The Nucci v. Target case involved a personal injury action in which Target, as a part of their discovery, found the plaintiff’s Facebook page and requested the photographs included on it. The Facebook page had privacy settings, so Target’s lawyers could not view the photographs on that site, but they were able to determine that 1285 photographs existed on the site. During her deposition, the Target lawyers requested the photographs and plaintiff refused to produce them. As a comment on what not to do in this situation, Target’s lawyers viewed the Facebook page two days after the deposition and found there were 36 less photographs on it.

The trial court ordered production of the photographs and the appellate court affirmed. The trial court made the point that the plaintiff, by posting the photographs on her Facebook page “has but a limited privacy interest, if any, in pictures posted on her social networking sites.”

Discovery of electronically stored information (ESI) remains governed by Fla. R. Civ. Pro. 1.280 in terms of the scope and the requesting party must make some initial showing that the information requested “appears reasonably calculated to lead to the discovery of admissible evidence.”

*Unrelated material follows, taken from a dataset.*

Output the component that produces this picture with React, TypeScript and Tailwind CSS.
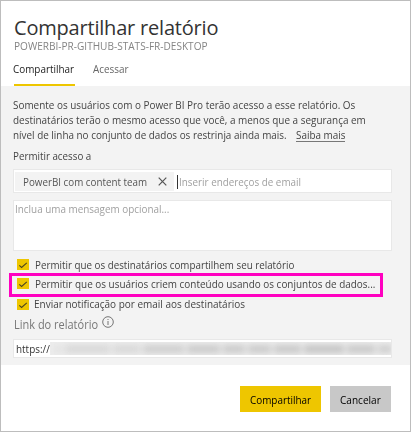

In the Nucci v. Target case, Target had conducted surveillance of the plaintiff in which she is depicted “carrying heavy bags, jugs of water, and doing other physical acts, suggesting that her claim for serious personal injury is suspect.” In addition, Target narrowed its request for photographs to only those depicting the plaintiff two years before the subject accident. The plaintiff’s did not seek to limit the scope of the photograph discovery or seek an in camera by the Court.

Because of the surveillance tape and Target’s narrowing of its request, the Court had more than sufficient basis to rule this was not a “fishing expedition” and ample evidence existed that what the discovery would produce was “reasonably calculated to lead to the discovery of admissible evidence.”

The Court ruled the plaintiff’s Facebook site enjoys no privacy or limited privacy protection, but the scope of discovery under Fla. R. Civ. Pro. 1.280 was not ignored or eradicated in the Court’s determination. The requesting party must still demonstrate that the discovery requested “appears reasonably calculated to lead to the discovery of admissible evidence.”